Personal information
- Full name: Guðmundur Sigurjónsson Hofdal
- Nickname: Gordon
- Nationality: Icelandic
- Born: Guðmundur Sigurjónsson 15 April 1883 Litlaströnd, Norður-Þingeyjarsýsla, Iceland
- Died: 14 January 1967 (aged 83) Reykjavík, Iceland
- Allegiance: Canada
- Branch: 27th Battalion, CEF
- Service years: 1916–1919
- Rank: Sergeant
- Conflicts: World War I

Sport
- Sport: Glíma Ice hockey

= Guðmundur Sigurjónsson Hofdal =

Icelandic athlete and trainer

Guðmundur "Gordon" Sigurjónsson Hofdal (15 April 1883 – 14 January 1967) was an Icelandic athlete and trainer. A well known wrestler in his home country, he was part of a group of Icelanders that showcased Glíma at the 1908 Summer Olympics. He was later a coach for the Canadian Winnipeg Falcons that won the first ever gold medal in Ice hockey at the 1920 Summer Olympics.

==Early life==
Guðmundur was born in Litluströnd at Mývatn on 15 April 1883 to Friðfinna Davíðsdóttir and Sigurjón Guðmundsson. He was the second youngest of 10 children. After being raised in poverty, he moved to Reykjavík in 1905, at the age of 22. There he started training Glíma, an Icelandic wrestle, which he quickly mastered.

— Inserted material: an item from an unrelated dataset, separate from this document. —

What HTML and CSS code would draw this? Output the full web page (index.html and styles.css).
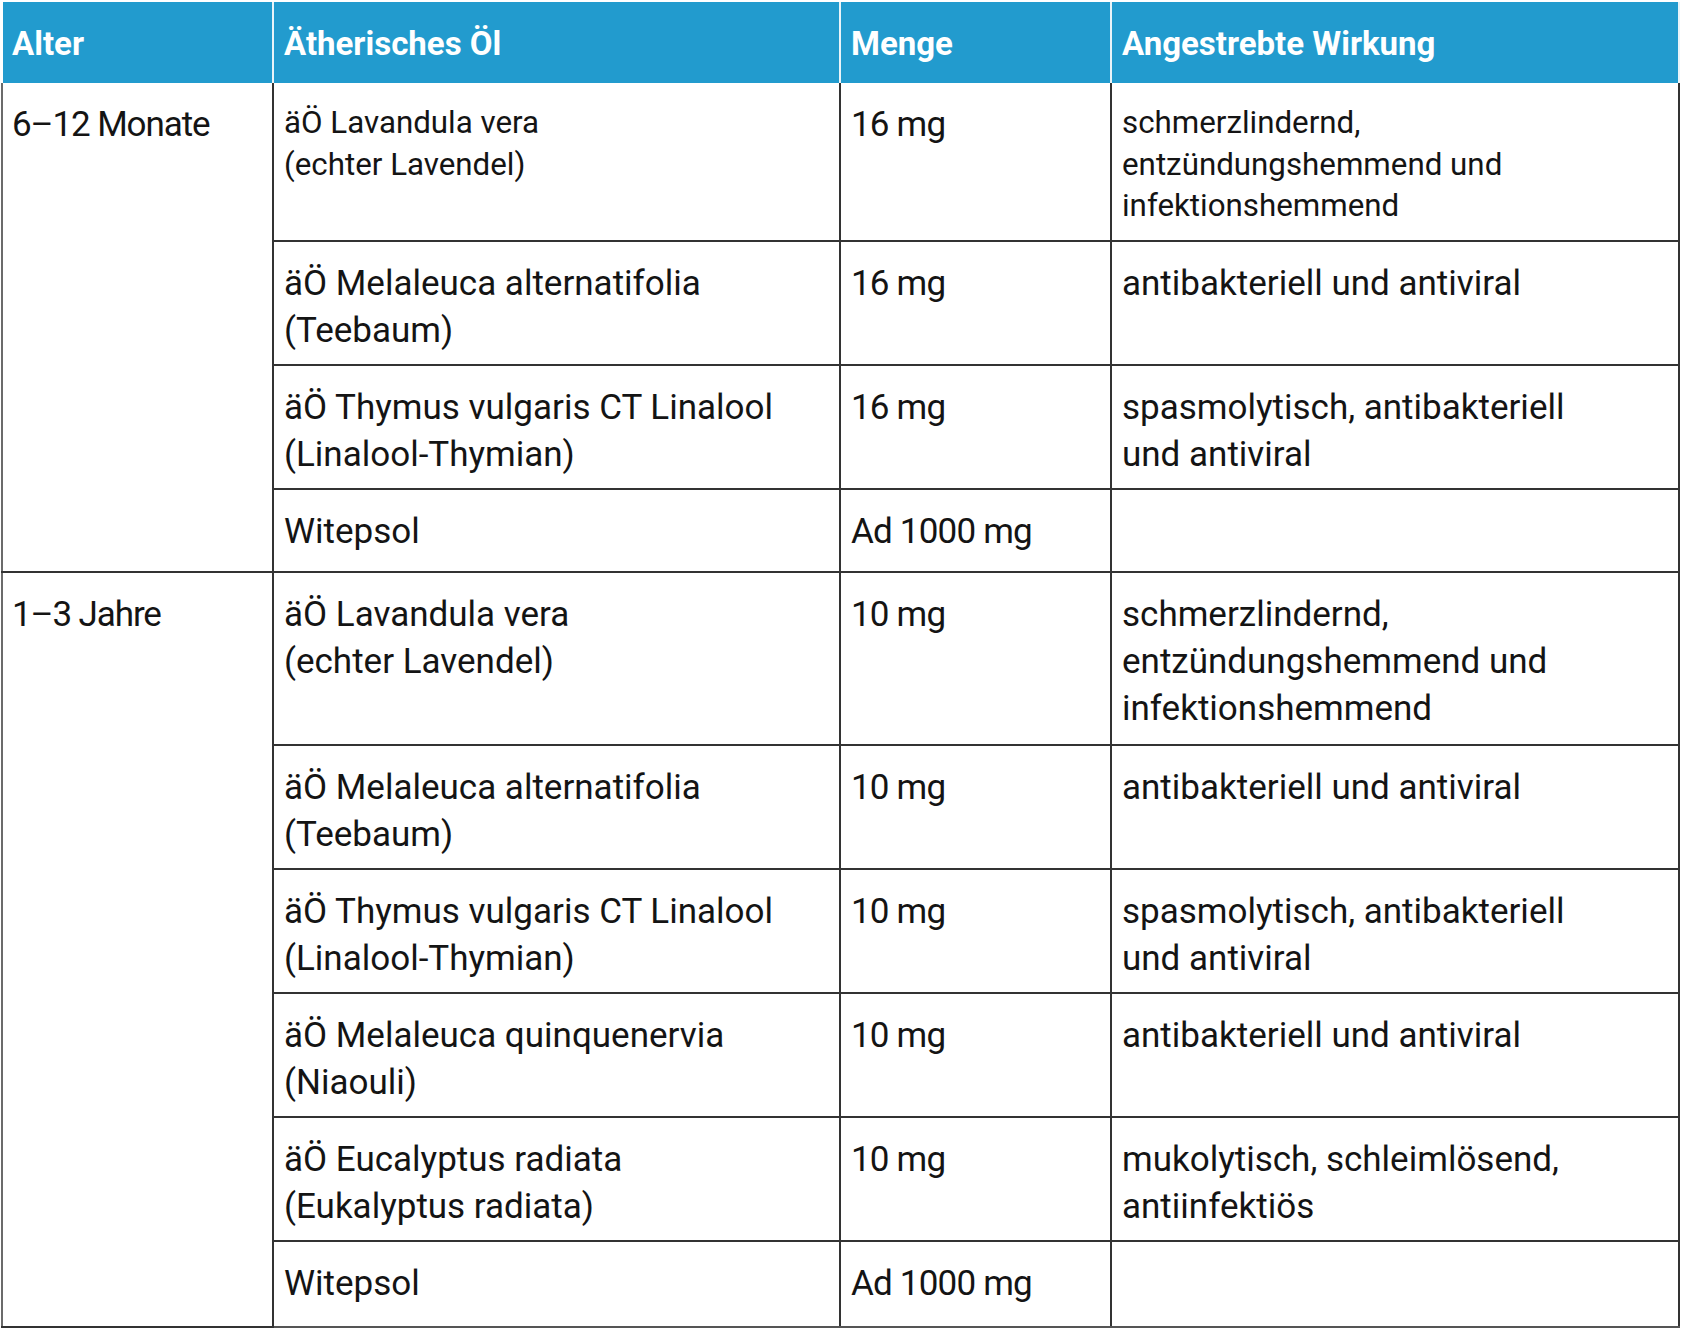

On 2 August 1907, he participated in the Konungsglíman (English: The King's wrestle) at Þingvellir, a Glíma competition in the honor of King Frederik VIII of Denmark's visit to Iceland. He was one of seven Icelanders who showcased Glíma at the 1908 Summer Olympics.

==Move to Canada==
After studying sports training and therapy in England, Guðmundur moved to Winnipeg in Canada in 1914 where he learned Greco-Roman wrestling and Ice hockey. He served in the Canadian military from 1916 to 1919, becoming a sergeant in the 27th Battalion of the Canadian Expeditionary Force during the First World War. In 1920, he was the trainer of the Winnipeg Falcons when it won the gold medal in ice hockey for Canada at the 1920 Summer Olympics.

==Return to Iceland and prison sentence==
Guðmundur returned to Iceland in 1920 and became a well known trainer in Glíma and track&field. He was a member of the Independent Order of Good Templars and a staunch believer in abstinence from alcohol and drugs. In January 1924, Guðmundur was charged to the police by a man named Steindór Sigurðsson, for ill treatment of patients in Litli-Kleppur, a psychiatric hospital where Guðmundur worked, and for trying to entice him into having sexual intercourse with him, a violation of the Icelandic sodomy law at the time. Steindór later withdrew the charges, claiming that bootleggers had paid him to implicate Guðmundur to those crimes as he was hurting their business. Nonetheless, the police investigation continued and trial started on 28 February the same year with 14 witnesses called. Guðmundur was acquitted of ill treatment of patients but was sentenced to eight months in prison for having sexual relations with another man. He served three months of the sentence before being set free. He was the only person to have served a prison sentence for violating the Icelandic sodomy law.

In 1930, Guðmundur started working in the sports movement again. In 1942 he started training Glíma at Íþróttafélag Reykjavíkur and in 1948, he was part of the training staff that followed the Icelandic Olympic athletes that competed at the 1948 summer Olympics.

==Death==
Guðmundur died on 14 January 1967, at the age of 83. He was buried 5 months later, on 14 June, at his family plot close to Mývatn.